CORE-Congress of Racial Equality

Papers of the Congress of Racial Equality, 1941-1967 contains significant material on the activities of the Congress of Racial Equality (CORE) to oppose racial discrimination and segregation, as well as to educate and organize blacks into a formidable political force.

Correspondence of Congress of Racial Equality National Director James Farmer regarding the Freedom Rides of 1961: The Freedom Ride campaign met with a violent response in the deep South, but the project brought national attention to CORE and it led to the Interstate Commerce Commission rulings which banned discrimination in interstate travel.

Black Power Movement

The Black Power Movement, Part 2: The Papers of Robert F. Williams contains a large amount of material on an influential African American radical leader who advocated armed resistance to racial segregation during the late 1950s and the 1960s.
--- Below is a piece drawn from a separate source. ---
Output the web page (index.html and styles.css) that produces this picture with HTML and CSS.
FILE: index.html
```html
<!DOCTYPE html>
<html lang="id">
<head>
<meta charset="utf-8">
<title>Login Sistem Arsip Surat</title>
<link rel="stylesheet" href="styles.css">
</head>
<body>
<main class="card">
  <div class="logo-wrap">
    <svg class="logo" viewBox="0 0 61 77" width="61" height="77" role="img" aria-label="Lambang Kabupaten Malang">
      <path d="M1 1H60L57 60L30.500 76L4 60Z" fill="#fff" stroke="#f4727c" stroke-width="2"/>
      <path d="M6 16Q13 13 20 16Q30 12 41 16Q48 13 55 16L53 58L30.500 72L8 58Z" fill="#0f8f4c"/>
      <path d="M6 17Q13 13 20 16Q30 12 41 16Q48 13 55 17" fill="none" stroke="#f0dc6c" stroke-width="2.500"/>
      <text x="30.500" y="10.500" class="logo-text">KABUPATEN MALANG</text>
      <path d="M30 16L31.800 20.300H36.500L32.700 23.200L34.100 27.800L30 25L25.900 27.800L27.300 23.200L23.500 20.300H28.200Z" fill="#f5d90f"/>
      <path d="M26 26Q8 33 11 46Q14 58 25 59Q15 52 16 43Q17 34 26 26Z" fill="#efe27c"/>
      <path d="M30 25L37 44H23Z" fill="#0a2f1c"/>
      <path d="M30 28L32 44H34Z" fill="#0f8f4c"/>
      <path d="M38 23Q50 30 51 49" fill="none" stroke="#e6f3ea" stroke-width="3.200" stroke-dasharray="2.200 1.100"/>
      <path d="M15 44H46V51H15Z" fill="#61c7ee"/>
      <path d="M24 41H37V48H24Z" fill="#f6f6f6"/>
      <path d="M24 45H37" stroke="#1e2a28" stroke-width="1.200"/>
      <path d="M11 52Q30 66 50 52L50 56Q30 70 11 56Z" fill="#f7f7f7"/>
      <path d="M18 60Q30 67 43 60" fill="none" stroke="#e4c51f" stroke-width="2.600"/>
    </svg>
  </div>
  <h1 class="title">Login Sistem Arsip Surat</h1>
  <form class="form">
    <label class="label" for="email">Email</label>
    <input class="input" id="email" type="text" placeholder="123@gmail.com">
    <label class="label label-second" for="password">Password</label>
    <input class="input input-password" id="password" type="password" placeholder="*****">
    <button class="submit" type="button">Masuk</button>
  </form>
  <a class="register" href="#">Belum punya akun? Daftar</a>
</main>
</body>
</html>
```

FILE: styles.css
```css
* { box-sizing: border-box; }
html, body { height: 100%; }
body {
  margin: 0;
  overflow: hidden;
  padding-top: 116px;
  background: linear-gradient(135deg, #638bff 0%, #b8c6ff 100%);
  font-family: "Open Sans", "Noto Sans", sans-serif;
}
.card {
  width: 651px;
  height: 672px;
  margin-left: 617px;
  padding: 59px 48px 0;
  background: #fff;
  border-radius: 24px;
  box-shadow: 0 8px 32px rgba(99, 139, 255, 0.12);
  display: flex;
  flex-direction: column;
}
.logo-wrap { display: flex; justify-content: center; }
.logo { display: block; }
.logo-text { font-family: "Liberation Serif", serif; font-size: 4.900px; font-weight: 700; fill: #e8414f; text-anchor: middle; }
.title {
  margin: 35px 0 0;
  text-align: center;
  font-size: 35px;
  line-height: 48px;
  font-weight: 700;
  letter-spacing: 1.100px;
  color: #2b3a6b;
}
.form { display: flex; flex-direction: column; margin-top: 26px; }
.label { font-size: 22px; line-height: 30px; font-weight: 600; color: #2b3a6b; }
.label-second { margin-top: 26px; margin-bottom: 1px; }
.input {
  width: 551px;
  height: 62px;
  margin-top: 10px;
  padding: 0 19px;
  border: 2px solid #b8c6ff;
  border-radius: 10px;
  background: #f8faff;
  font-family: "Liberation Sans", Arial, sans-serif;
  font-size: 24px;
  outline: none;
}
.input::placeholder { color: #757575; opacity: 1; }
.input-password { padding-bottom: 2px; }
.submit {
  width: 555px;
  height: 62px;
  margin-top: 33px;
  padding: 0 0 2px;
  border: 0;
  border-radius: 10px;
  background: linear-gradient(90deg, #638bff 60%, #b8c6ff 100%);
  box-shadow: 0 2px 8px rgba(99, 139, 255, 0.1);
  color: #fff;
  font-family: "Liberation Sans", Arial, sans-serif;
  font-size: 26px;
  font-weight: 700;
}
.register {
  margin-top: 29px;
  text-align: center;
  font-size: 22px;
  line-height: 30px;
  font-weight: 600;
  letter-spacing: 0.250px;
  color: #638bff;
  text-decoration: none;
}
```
The collection covers Williams's career from his leadership of the Union County, North Carolina, NAACP branch in the 1950s and early 1960s, through his life in exile in Cuba and China between 1961 and 1969, to his return to the United States in 1969, and his continuing activism from the mid-1970s until his death in 1996.
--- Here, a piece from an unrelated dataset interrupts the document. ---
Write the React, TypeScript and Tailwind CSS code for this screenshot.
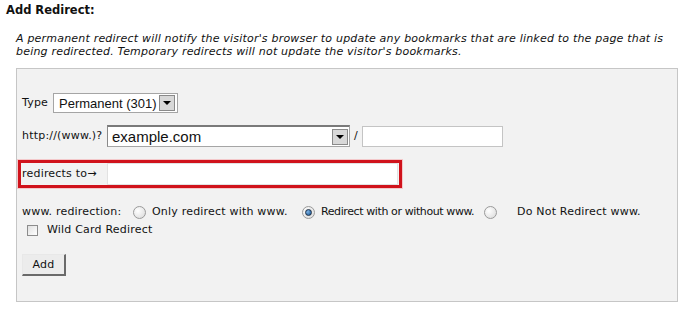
import React from "react";

const Radio = ({ checked }: { checked?: boolean }) => (
  <span className="inline-flex items-center justify-center w-[13px] h-[13px] rounded-full border border-[#9a9a9a] bg-[radial-gradient(circle_at_35%_35%,#ffffff,#d8d8d8)] shrink-0">
    {checked && (
      <span className="w-[7px] h-[7px] rounded-full bg-[radial-gradient(circle_at_35%_35%,#7fb4e6,#0f4f8f)] border border-[#1e2f44]" />
    )}
  </span>
);

const DropButton = () => (
  <span className="flex items-center justify-center w-[16px] h-[16px] bg-[#d8d8d8] border border-[#8a8a8a] shrink-0">
    <span className="w-0 h-0 border-l-[4px] border-r-[4px] border-t-[4px] border-l-transparent border-r-transparent border-t-black" />
  </span>
);

export default function App() {
  return (
    <div className="w-[689px] h-[309px] bg-white text-[#111] [font-family:'DejaVu_Sans',Verdana,sans-serif] text-[11px] tracking-[0.2px] overflow-hidden">
      <div className="pl-[6px] pt-[3px] font-bold text-[11.5px] tracking-normal leading-[15px]">
        Add Redirect:
      </div>
      <p className="ml-[16px] mt-[14px] w-[660px] italic leading-[13px]">
        A permanent redirect will notify the visitor's browser to update any bookmarks that are linked to the page that is being redirected. Temporary redirects will not update the visitor's bookmarks.
      </p>

      <div className="ml-[16px] mt-[10px] w-[662px] h-[234px] border border-[#c6c6c6] bg-[#f2f2f2] pl-[5px] pt-[24px] flex flex-col">
        {/* Type row */}
        <div className="flex items-center h-[20px]">
          <span className="w-[31px] whitespace-nowrap">Type</span>
          <div className="flex items-center justify-between w-[125px] h-[20px] bg-white border border-[#a5a5a5] pl-[5px] pr-[2px]">
            <span className="[font-family:'Liberation_Sans',Arial,sans-serif] text-[13px] tracking-normal leading-none">
              Permanent (301)
            </span>
            <DropButton />
          </div>
        </div>

        {/* http row */}
        <div className="flex items-center h-[22px] mt-[12px]">
          <span className="w-[85px] whitespace-nowrap">http://(www.)?</span>
          <div className="flex items-center justify-between w-[243px] h-[22px] bg-white border border-[#a5a5a5] border-t-[2px] border-t-[#7a7a7a] border-l-[#8a8a8a] pl-[4px] pr-[1px]">
            <span className="[font-family:'Liberation_Sans',Arial,sans-serif] text-[15px] tracking-normal leading-none">
              example.com
            </span>
            <DropButton />
          </div>
          <span className="mx-[4px]">/</span>
          <input
            className="w-[141px] h-[21px] bg-white border border-[#c4c4c4] outline-none"
            defaultValue=""
          />
        </div>

        {/* redirects to */}
        <div className="-ml-[4px] mt-[13px] w-[384px] h-[28px] border-[3px] border-[#d0121b] shadow-[0_0_0_1px_#f3c8ca] flex items-center pl-[1px]">
          <span className="w-[85px] whitespace-nowrap">redirects to→</span>
          <input
            className="flex-1 mr-[1px] h-[22px] bg-white border border-[#e2e2e2] outline-none"
            defaultValue=""
          />
        </div>

        {/* www redirection */}
        <div className="flex items-center mt-[17px] h-[14px] whitespace-nowrap">
          <span className="w-[111px]">www. redirection:</span>
          <Radio />
          <span className="ml-[6px] w-[150px]">Only redirect with www.</span>
          <Radio checked />
          <span className="ml-[6px] w-[163px] tracking-[-0.4px]">Redirect with or without www.</span>
          <Radio />
          <span className="ml-[20px]">Do Not Redirect www.</span>
        </div>

        <div className="flex items-center mt-[4px] h-[14px] pl-[5px]">
          <span className="w-[11px] h-[11px] border border-[#8c8c8c] bg-[linear-gradient(135deg,#e0e0e0,#ffffff)] shrink-0" />
          <span className="ml-[9px]">Wild Card Redirect</span>
        </div>

        <div className="mt-[17px]">
          <button className="w-[44px] h-[22px] bg-[#ececec] border border-[#e8e8e8] border-r-[#6a6a6a] border-b-[#6a6a6a] border-r-2 border-b-2 text-[11px] leading-none">
            Add
          </button>
        </div>
      </div>
    </div>
  );
}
Much of the collection consists of items in Williams's own words, including correspondence written by Williams and writings and speeches, particularly in The Crusader newsletter and "Radio Free Dixie" broadcasts. In addition to correspondence, document types include administrative and organizational records, news clippings from periodicals, press releases, speeches and addresses, reports, photographs and illustrations, and other types of printed materials, including advertisements, brochures, and pamphlets.

Student Nonviolent Coordinating Committee

The Student Nonviolent Coordinating Committee Papers, 1959-1972 contains significant material on the development, activities, and changing focuses of the Student Nonviolent Coordinating Committee (SNCC), as well as the civil rights movement as a whole during the 1960s, and the relationships between SNCC and other organizations. The papers provide detailed documentation of the founding of SNCC, the internal workings of the organization, local conditions throughout the South, white resistance to civil rights workers, and SNCC's increasing awareness of international affairs. Most of the papers date from between 1960 and 1968, the period of SNCC's active involvement in the civil rights movement.

Prominent civil rights era personalities covered in the collection include Marion Barry, Julian Bond, Stokely Carmichael, H. Rap Brown, James Forman, Fannie Lou Hamer, Lyndon B. Johnson, Robert F. Kennedy, Charles McDew, and John Lewis, Robert Moses, and Malcolm X.

In 1966, SNCC underwent a fundamental reorganization when Stokely Carmichael and Ruby Doris Smith Robinson were elected as chairman and executive secretary, respectively. Carmichael, who had become a full-time SNCC worker after graduating from Howard University in 1964, was a veteran of the militant Lowndes County, Alabama voter registration movement. He actively sought Lewis's position, and his election as chairman signified SNCC's ideological shift to black power.